+++ Information provided

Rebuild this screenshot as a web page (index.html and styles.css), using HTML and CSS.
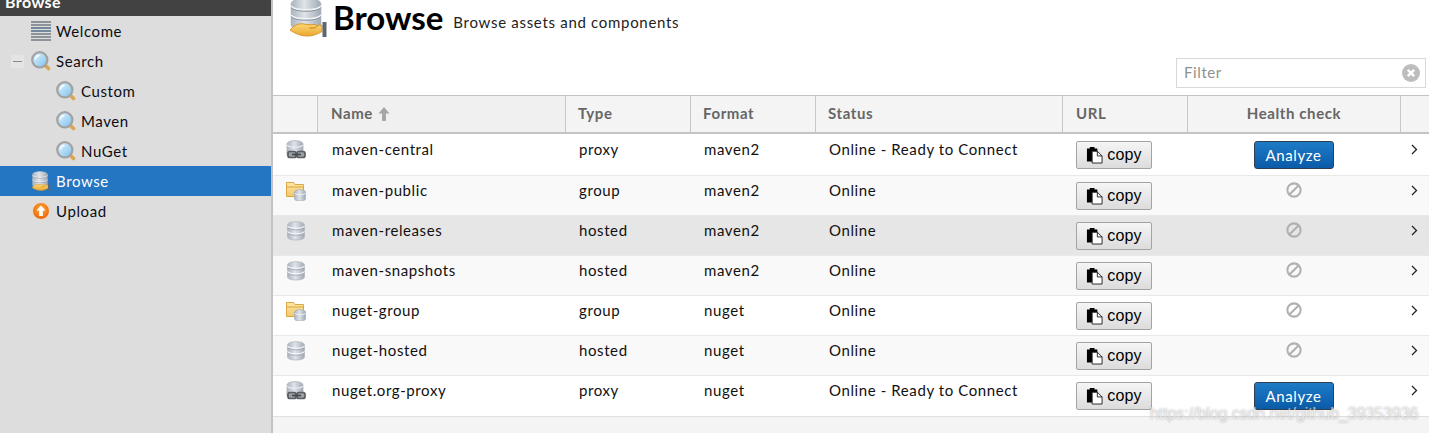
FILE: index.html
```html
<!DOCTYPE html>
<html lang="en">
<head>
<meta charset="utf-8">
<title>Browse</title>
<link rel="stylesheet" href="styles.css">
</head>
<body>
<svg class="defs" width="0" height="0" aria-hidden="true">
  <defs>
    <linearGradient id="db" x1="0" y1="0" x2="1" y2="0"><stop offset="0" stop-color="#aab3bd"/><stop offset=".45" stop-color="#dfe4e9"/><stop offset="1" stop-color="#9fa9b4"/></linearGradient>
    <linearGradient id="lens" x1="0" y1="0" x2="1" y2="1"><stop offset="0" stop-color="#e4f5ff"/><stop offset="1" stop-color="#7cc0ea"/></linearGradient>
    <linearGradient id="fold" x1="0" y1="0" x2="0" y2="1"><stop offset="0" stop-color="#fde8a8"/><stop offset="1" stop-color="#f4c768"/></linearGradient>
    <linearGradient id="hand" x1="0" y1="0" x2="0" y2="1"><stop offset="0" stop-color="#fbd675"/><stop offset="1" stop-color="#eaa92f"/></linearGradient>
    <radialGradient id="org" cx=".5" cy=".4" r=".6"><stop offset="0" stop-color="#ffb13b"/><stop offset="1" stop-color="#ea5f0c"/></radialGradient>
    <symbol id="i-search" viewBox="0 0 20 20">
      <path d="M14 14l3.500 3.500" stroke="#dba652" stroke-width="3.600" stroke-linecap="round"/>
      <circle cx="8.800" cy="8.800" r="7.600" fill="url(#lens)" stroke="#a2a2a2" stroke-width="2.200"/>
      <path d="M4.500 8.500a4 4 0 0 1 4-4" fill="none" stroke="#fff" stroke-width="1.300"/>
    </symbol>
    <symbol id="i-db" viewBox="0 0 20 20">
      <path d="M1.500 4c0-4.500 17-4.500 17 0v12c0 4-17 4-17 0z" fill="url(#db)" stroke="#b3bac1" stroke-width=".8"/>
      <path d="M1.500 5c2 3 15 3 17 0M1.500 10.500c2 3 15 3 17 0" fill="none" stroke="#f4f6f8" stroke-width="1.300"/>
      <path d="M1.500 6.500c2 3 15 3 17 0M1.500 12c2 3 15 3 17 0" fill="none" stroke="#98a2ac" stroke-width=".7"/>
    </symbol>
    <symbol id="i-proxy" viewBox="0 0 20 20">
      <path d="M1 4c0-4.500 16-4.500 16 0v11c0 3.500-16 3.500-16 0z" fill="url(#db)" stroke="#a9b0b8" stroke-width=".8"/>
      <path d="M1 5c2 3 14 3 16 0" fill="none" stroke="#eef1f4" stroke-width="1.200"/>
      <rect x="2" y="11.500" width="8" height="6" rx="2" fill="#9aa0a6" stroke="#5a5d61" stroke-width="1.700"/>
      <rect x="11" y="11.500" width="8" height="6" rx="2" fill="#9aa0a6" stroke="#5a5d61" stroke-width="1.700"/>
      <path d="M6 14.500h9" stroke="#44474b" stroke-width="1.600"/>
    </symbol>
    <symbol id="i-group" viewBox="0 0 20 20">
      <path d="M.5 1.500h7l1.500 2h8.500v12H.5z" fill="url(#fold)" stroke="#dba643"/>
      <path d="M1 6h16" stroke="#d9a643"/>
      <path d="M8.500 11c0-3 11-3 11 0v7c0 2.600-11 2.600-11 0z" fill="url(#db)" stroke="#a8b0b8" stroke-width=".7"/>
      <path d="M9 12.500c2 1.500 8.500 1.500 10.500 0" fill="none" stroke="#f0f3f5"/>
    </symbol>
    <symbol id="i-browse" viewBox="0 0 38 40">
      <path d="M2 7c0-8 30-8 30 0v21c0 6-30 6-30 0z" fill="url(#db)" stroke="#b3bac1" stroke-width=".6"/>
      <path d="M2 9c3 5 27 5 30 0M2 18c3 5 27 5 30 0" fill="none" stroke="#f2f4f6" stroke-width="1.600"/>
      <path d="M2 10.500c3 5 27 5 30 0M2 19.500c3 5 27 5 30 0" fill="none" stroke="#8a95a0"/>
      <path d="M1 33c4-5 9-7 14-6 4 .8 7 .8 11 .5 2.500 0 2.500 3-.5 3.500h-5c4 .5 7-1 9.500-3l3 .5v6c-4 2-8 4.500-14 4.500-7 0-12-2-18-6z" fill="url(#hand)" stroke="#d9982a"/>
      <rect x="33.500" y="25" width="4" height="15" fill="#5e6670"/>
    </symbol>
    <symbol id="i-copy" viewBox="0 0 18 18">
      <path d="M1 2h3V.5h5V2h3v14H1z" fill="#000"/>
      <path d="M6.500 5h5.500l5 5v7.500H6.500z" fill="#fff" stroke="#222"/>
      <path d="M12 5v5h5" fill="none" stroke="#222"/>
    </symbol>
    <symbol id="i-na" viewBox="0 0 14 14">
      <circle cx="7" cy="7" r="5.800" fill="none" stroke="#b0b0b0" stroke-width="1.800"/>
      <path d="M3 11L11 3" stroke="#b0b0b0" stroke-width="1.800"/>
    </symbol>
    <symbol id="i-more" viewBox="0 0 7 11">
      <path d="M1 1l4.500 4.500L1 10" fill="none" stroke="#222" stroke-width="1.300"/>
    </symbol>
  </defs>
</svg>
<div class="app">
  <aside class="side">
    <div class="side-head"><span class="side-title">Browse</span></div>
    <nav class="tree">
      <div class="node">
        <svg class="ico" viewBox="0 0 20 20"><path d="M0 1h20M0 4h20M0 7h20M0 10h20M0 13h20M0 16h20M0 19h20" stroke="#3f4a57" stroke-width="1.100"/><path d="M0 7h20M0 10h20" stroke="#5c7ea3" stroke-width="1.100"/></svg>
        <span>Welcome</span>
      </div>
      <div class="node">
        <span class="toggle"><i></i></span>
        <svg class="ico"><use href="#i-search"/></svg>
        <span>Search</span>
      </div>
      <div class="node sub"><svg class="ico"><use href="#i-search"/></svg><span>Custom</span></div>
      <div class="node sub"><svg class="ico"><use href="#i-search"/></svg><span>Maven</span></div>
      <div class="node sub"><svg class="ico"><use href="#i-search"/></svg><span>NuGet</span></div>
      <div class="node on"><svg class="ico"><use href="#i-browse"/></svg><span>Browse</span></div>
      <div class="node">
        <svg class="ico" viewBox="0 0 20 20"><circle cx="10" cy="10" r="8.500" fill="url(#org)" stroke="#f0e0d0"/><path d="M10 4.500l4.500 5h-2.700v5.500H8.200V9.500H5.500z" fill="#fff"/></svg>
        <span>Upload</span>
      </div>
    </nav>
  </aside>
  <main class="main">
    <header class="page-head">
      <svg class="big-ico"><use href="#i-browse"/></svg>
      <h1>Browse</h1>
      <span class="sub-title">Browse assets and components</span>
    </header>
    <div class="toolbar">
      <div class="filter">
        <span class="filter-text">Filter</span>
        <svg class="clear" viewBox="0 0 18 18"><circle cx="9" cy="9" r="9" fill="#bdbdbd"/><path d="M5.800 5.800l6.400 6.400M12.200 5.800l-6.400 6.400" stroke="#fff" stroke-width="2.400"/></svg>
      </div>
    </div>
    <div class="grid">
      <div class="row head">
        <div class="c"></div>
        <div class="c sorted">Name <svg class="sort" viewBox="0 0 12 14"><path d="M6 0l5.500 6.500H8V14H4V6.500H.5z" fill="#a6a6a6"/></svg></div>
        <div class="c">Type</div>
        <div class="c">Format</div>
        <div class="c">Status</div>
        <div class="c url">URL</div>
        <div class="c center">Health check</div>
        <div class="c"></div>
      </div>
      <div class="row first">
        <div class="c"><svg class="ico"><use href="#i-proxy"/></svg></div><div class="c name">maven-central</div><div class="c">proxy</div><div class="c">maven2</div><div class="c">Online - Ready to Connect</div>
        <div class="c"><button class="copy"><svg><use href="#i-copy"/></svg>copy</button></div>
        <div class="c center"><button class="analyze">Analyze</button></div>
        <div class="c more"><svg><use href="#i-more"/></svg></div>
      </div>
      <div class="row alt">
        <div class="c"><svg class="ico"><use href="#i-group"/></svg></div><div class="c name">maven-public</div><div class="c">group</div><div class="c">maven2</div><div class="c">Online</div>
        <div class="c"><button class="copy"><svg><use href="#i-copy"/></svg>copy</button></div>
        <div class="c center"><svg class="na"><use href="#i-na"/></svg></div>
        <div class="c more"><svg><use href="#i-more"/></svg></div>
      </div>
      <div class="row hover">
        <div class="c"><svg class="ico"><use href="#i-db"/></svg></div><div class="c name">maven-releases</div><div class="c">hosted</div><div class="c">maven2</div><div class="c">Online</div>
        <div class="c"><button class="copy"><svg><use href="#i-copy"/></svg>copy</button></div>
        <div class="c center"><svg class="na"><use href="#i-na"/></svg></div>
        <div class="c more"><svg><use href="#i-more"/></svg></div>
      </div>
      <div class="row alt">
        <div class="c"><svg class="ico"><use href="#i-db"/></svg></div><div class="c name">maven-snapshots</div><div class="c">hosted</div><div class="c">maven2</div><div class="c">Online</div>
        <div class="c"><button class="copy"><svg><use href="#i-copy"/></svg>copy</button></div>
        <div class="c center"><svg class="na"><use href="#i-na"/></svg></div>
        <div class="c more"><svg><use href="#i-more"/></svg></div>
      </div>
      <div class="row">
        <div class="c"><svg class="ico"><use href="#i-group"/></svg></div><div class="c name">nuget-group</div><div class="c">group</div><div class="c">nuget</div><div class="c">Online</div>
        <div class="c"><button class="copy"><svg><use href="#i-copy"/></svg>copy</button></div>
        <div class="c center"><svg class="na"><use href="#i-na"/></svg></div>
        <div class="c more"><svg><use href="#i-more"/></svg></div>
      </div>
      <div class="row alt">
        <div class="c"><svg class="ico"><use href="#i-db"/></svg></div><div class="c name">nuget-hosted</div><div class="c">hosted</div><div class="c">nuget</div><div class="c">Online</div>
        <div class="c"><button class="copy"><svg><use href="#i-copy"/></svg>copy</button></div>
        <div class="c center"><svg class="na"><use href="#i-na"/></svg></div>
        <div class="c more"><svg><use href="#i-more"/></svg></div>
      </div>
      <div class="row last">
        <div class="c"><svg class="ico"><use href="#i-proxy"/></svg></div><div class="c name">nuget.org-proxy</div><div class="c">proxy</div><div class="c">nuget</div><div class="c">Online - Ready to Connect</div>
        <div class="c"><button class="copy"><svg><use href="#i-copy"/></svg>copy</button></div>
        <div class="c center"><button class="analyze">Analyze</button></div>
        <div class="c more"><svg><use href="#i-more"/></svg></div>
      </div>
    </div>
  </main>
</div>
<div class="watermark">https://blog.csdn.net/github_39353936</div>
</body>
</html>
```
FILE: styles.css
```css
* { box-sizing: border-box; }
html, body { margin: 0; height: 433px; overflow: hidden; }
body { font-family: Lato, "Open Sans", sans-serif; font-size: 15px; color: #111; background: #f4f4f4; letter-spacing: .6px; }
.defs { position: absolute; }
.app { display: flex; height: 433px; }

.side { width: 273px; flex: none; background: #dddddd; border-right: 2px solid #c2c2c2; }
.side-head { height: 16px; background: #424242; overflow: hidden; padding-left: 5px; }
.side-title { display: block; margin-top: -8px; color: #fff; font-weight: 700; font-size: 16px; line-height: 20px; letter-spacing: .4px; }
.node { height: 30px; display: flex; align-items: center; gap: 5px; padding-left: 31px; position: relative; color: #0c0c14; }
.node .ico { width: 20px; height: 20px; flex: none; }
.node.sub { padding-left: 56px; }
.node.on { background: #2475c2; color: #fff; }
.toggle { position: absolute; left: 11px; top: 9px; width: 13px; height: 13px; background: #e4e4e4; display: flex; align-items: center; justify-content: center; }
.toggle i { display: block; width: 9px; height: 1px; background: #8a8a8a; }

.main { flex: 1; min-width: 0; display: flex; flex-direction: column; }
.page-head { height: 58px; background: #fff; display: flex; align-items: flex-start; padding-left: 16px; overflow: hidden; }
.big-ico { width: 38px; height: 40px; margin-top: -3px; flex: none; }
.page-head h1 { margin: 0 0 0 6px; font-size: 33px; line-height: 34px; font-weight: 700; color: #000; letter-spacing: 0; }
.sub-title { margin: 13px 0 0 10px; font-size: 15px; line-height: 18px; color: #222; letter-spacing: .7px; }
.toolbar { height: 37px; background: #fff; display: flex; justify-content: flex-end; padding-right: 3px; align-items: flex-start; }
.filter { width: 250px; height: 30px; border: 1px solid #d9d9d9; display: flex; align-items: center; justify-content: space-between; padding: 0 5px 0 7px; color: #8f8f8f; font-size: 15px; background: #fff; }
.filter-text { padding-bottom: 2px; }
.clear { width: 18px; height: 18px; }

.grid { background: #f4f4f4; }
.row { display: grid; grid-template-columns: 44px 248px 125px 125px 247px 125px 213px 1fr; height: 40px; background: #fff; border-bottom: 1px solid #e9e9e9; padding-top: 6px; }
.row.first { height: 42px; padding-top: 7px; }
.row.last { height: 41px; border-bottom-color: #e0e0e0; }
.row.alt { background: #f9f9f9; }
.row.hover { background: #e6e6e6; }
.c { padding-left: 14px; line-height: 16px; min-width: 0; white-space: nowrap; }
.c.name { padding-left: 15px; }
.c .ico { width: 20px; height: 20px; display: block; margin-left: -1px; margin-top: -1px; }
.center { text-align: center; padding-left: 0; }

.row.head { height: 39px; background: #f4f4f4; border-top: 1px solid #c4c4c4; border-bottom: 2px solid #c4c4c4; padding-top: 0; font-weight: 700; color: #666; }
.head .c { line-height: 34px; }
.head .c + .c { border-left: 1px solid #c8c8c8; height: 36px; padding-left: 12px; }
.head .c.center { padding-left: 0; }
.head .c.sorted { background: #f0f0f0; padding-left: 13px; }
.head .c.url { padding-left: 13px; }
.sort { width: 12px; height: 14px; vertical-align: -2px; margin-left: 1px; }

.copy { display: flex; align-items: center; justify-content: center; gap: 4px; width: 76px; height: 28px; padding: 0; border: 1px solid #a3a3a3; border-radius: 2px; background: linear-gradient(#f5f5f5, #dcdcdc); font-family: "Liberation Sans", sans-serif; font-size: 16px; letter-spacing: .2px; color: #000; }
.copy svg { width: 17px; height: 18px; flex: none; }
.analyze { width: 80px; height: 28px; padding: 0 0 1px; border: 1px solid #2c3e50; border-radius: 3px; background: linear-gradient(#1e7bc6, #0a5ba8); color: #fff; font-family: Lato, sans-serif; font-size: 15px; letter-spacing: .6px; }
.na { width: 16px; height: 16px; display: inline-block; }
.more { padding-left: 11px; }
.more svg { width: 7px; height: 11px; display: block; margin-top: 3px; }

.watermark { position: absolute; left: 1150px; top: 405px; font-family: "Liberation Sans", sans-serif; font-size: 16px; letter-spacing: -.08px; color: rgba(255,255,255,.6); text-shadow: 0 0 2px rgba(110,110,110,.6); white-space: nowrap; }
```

++++++

__Problem description__. Which lines hold the string "index"? List them all.

__Exercise response__.
Rebuild this screenshot as a web page (index.html and styles.css), using HTML and CSS.
FILE: index.html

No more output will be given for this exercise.